Same app. Same 30 seconds. Twelve times the data, and a qualitatively different listening experience. The app didn't make a mistake. It made a choice.
What People Misread About This
The common assumption is that low voice-note quality is a bug, a cost-cutting move, or a sign that the app is throttling audio. It isn't. It's the appropriate tool for the job, applied correctly.
Where people genuinely do get shortchanged is when apps re-encode incoming audio attachments. Some platforms transcode every audio file that passes through their servers, regardless of original format, to reduce storage costs. If an app takes your 256 kbps AAC file, runs it through a voice-optimised codec at 24 kbps, and delivers that to your friend, that is a different story. That's lossy-on-lossy compression, and each generation of re-encoding stacks the losses. Think of it like photocopying a photocopy: the degradation compounds, and at some point the thing you started with is unrecoverable.

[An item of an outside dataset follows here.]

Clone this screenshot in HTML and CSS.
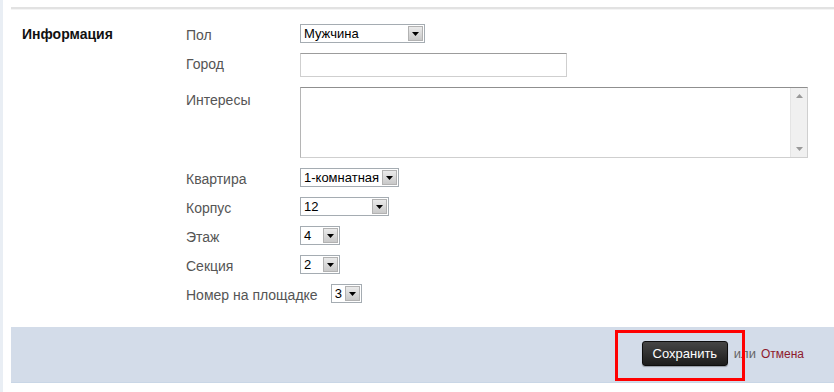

Ask yourself: how many times has a song sounded weirdly muffled after being forwarded a few times through a chat thread? That's not your imagination.

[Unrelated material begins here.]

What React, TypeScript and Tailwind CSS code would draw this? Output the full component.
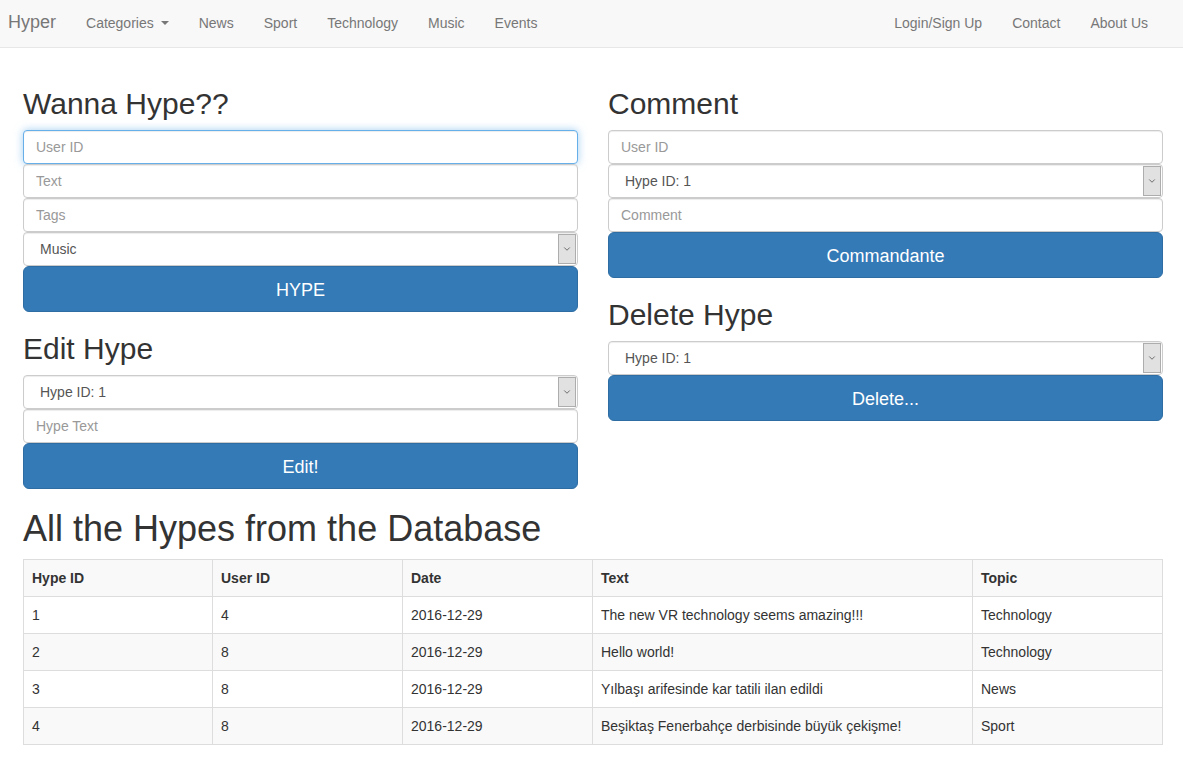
import { ChevronDown } from 'lucide-react'

const FONT = { fontFamily: '"Liberation Sans", Arial, Helvetica, sans-serif' }

const NAV_LEFT = ['News', 'Sport', 'Technology', 'Music', 'Events']
const NAV_RIGHT = ['Login/Sign Up', 'Contact', 'About Us']

const HYPES = [
  { id: 1, user: 4, date: '2016-12-29', text: 'The new VR technology seems amazing!!!', topic: 'Technology' },
  { id: 2, user: 8, date: '2016-12-29', text: 'Hello world!', topic: 'Technology' },
  { id: 3, user: 8, date: '2016-12-29', text: 'Yılbaşı arifesinde kar tatili ilan edildi', topic: 'News' },
  { id: 4, user: 8, date: '2016-12-29', text: 'Beşiktaş Fenerbahçe derbisinde büyük çekişme!', topic: 'Sport' },
]

function Input({ placeholder, focused = false }: { placeholder: string; focused?: boolean }) {
  return (
    <input
      type="text"
      placeholder={placeholder}
      className={`block w-full h-[34px] px-3 text-sm text-[#555] placeholder:text-[#999] bg-white rounded border outline-none ${
        focused
          ? 'border-[#66afe9] shadow-[inset_0_1px_1px_rgba(0,0,0,0.075),0_0_8px_rgba(102,175,233,0.6)]'
          : 'border-[#ccc] shadow-[inset_0_1px_1px_rgba(0,0,0,0.075)]'
      }`}
    />
  )
}

function Select({ value }: { value: string }) {
  return (
    <div className="flex h-[34px] w-full bg-white border border-[#ccc] rounded shadow-[inset_0_1px_1px_rgba(0,0,0,0.075)]">
      <div className="flex-1 flex items-center pl-4 text-sm text-[#555]">{value}</div>
      <div className="w-[18px] my-px mr-px flex items-center justify-center bg-[#e1e1e1] border border-[#adadad]">
        <ChevronDown className="w-[10px] h-[10px] text-[#555]" strokeWidth={2} />
      </div>
    </div>
  )
}

function Button({ label }: { label: string }) {
  return (
    <button className="block w-full h-[46px] pt-1 text-[18px] text-white bg-[#337ab7] border border-[#2e6da4] rounded-md">
      {label}
    </button>
  )
}

function Heading({ children }: { children: React.ReactNode }) {
  return <h2 className="text-[30px] leading-[1.1] text-[#333] mt-5 mb-[10px]">{children}</h2>
}

export default function App() {
  return (
    <div className="min-h-screen bg-white text-[#333] text-sm" style={FONT}>
      {/* Navbar */}
      <nav className="h-[48px] bg-[#f8f8f8] border-b border-[#e7e7e7] flex items-center justify-between">
        <div className="flex items-center -mt-px">
          <span className="pl-2 pr-[30px] text-[18px] text-[#777]">Hyper</span>
          <span className="flex items-center gap-[7px] pr-[30px] text-[#777]">
            Categories
            <span className="w-0 h-0 border-x-4 border-x-transparent border-t-4 border-t-[#777]" />
          </span>
          {NAV_LEFT.map((item) => (
            <span key={item} className="pr-[30px] text-[#777]">
              {item}
            </span>
          ))}
        </div>
        <div className="flex items-center pr-[35px] -mt-px">
          {NAV_RIGHT.map((item, i) => (
            <span key={item} className={`text-[#777] ${i > 0 ? 'pl-[30px]' : ''}`}>
              {item}
            </span>
          ))}
        </div>
      </nav>

      <div className="pl-[23px] pr-[20px] pt-[19px] pb-5">
        <div className="grid grid-cols-2 gap-[30px]">
          {/* Left column */}
          <div>
            <Heading>Wanna Hype??</Heading>
            <Input placeholder="User ID" focused />
            <Input placeholder="Text" />
            <Input placeholder="Tags" />
            <Select value="Music" />
            <Button label="HYPE" />

            <Heading>Edit Hype</Heading>
            <Select value="Hype ID: 1" />
            <Input placeholder="Hype Text" />
            <Button label="Edit!" />
          </div>

          {/* Right column */}
          <div>
            <Heading>Comment</Heading>
            <Input placeholder="User ID" />
            <Select value="Hype ID: 1" />
            <Input placeholder="Comment" />
            <Button label="Commandante" />

            <Heading>Delete Hype</Heading>
            <Select value="Hype ID: 1" />
            <Button label="Delete..." />
          </div>
        </div>

        <h1 className="text-[36px] leading-[1.1] text-[#333] mt-5 mb-[10px]">All the Hypes from the Database</h1>

        <table className="w-full border-collapse border border-[#ddd] table-fixed">
          <colgroup>
            <col className="w-[189px]" />
            <col className="w-[190px]" />
            <col className="w-[190px]" />
            <col className="w-[380px]" />
            <col />
          </colgroup>
          <tbody>
            <tr className="bg-[#f9f9f9]">
              {['Hype ID', 'User ID', 'Date', 'Text', 'Topic'].map((h) => (
                <th key={h} className="border border-[#ddd] p-2 text-left font-bold leading-5">
                  {h}
                </th>
              ))}
            </tr>
            {HYPES.map((row, i) => (
              <tr key={row.id} className={i % 2 === 1 ? 'bg-[#f9f9f9]' : 'bg-white'}>
                <td className="border border-[#ddd] p-2 leading-5">{row.id}</td>
                <td className="border border-[#ddd] p-2 leading-5">{row.user}</td>
                <td className="border border-[#ddd] p-2 leading-5">{row.date}</td>
                <td className="border border-[#ddd] p-2 leading-5">{row.text}</td>
                <td className="border border-[#ddd] p-2 leading-5">{row.topic}</td>
              </tr>
            ))}
          </tbody>
        </table>
      </div>
    </div>
  )
}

If you're sending something where quality matters, the safest path is a file-sharing service that delivers the original bytes untouched, not a messaging app that may or may not transcode on arrival.
The Codec Is Not Your Enemy
Voice codecs are genuinely impressive engineering. The fact that Opus can carry a comprehensible, emotionally legible human voice at 8 kbps, less data than a single second of uncompressed audio, is not a failure of ambition. It's a deliberate, well-understood trade-off that keeps messaging apps fast on slow connections and storage cheap at scale.
The next time a voice note sounds a little thin, you're not hearing a flaw. You're hearing the exact boundary of what the algorithm decided you needed to hear.
It kept the meaning and dropped the texture. That's a reasonable deal for a two-second voice memo. It's a terrible deal for anything you actually care about sounding good, and knowing the difference is most of the work.